Wie Brecht unter die Clowns fiel

Augsburgs Festivalleiter Patrick Wengenroth drückt auch dem Brechtfestival den Dichter durch die Parodie-Presse.
Brecht mochte Valentin. „Dieser Mensch ist ein durchaus komplizierter, blutiger Witz. Er ist von einer ganz trockenen, innerlichen Komik, bei der man (...) unaufhörlich von einem innerlichen Gelächter geschüttelt wird, das nichts besonders Gutartiges hat“, notierte er 1922 über den Münchner Komiker. Patrick Wengenroth, der neue Leiter des Augsburger Brechtfestivals, hat sich offensichtlich an diese Beschreibung erinnert, als er seine Revue „Die Welt ist: Schlecht! Und ich bin: Brecht!“ schrieb. Ihre Uraufführung am Donnerstagabend in der ausverkauften Brechtbühne des Theaters Augsburg hinterließ ein Publikum, das zwischen überschwänglicher Begeisterung und tiefer Verstörung schwankte.
Denn Wengenroth dekonstruiert Brecht mit respektloser Verve. Was üblicherweise im getragen-pathetischen Tone vorgetragen wird, zerpflücken die sechs Schauspieler samt dem Mann am Klavier in stümperhafter Rezitation, in sarkastischer Kommentierung oder in grotesker Überzeichnung. Derart nachbehandelt klingt „An die Nachgeborenen“ wie ein heruntergeleiertes oder gelispeltes Schülergedicht mit Patzern, Versprechern und Dialekteinfärbung. Die Erinnerung an „Marie äh“ büßt ihren poetischen Charme ein, Brechts Plärrerlied weiß die Gouvernante im hochgeschlossenen Kleid (Kerstin König) so zu entschärfen, dass gewiss keine jugendliche Verführung davon ausgeht.
Bühne wird zum Tollhaus
An derlei Veräppelungen muss sich der auf Brecht-Verehrung getrimmte Zuschauer erst einmal gewöhnen.

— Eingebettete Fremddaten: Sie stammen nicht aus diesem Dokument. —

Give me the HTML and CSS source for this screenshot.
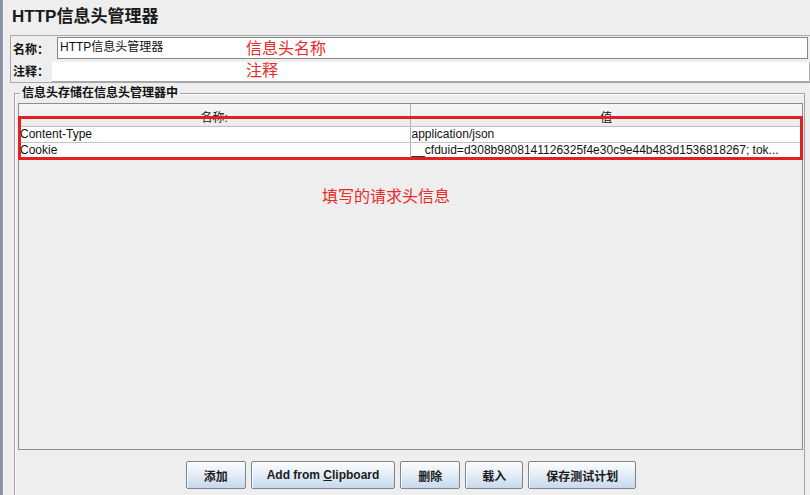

Obwohl doch immer der ganze Brecht, obwohl das Original aus dem durchgedrehten Parodiebrei durchschimmert. Was auf der zum Tollhaus gewordenen Bühne geschieht, ist gerade so, als würde die Prinzessin den scheußlichen Frosch an die Wand knallen, um ihn zum Prinzen zu verwandeln. Bloß nicht länger auf den warzigen Quäker blicken, bloß nicht den schulmeisterlichen Klassiker ertragen.
B.B. hat ja nicht nur die „Mutter Courage“ und den „Guten Mensch von Sezuan“ erschaffen, sondern so entsetzlich didaktische Szenen auch wie „Das Badener Lehrstück vom Einverständnis“. Dieses „politische Kindertheater“ liest Wengenroth als Mitspielender in voller Länge vor – ins Bild gesetzt von vier strammen, allerdings abgestürzten Männern im Flieger-Overall (Sebastián Arranz, Sebastian Baumgart, Klaus Müller und Thomas Prazak). Ob der Mensch dem Menschen hilft, soll an ihrem Beispiel untersucht werden. Brechts befremdliche Antwort ist die des taktierenden Revolutionärs: „Solange Gewalt herrscht, ist Hilfe nicht nötig.“ Zugleich enthält dieses Lehrstück den Schlüssel der ganzen Revue: Wo sind die Clowns?
Monströse Horrorclowns
Hier haben sie ihren Auftritt, jedoch in Gestalt monströser Horrorclowns, die Herrn Schmids Beschwerden mit Sägen buchstäblich zu Leibe rücken, bis der Arme zerlegt ist. Karl Valentins sarkastisch-sadistische Späße schlagen hier mit Wucht durch. Ebenso züchtigt B.B. das Menschengeschlecht mit grausigen Szenen, um ihm seine niederträchtige Lust am Quälen von seinesgleichen vorzuführen. Der Spaß ist einer, bei dem es das Lachen verschlägt und der wie Salz brennt.
Ein Schlachtfeld bleibt zurück, auf der Bühne häufen sich zerlegte, nackte Schaufensterpuppen, ehrwürdige Requisiten wie der Karren der Courage, in Massen verstreute falsche Geldscheine. Und in der Luft liegen großzügig ausgestoßener Theaternebel und Evergreens, die nicht totzukriegen sind, etwa Satchmos „What A Wonderful World“ und Barbra Streisands Musicalsong „Send In The Clowns“. Pianist Matze Kloppe gibt bis zum Schluss der zwei pausenlosen Stunden sein Bestes als musikalischer Leiter.
Nochmals auf der Brechtbühne des Theaters Augsburg am 11., 17., 18., 25., 26. März und am 1., 2., 8. April.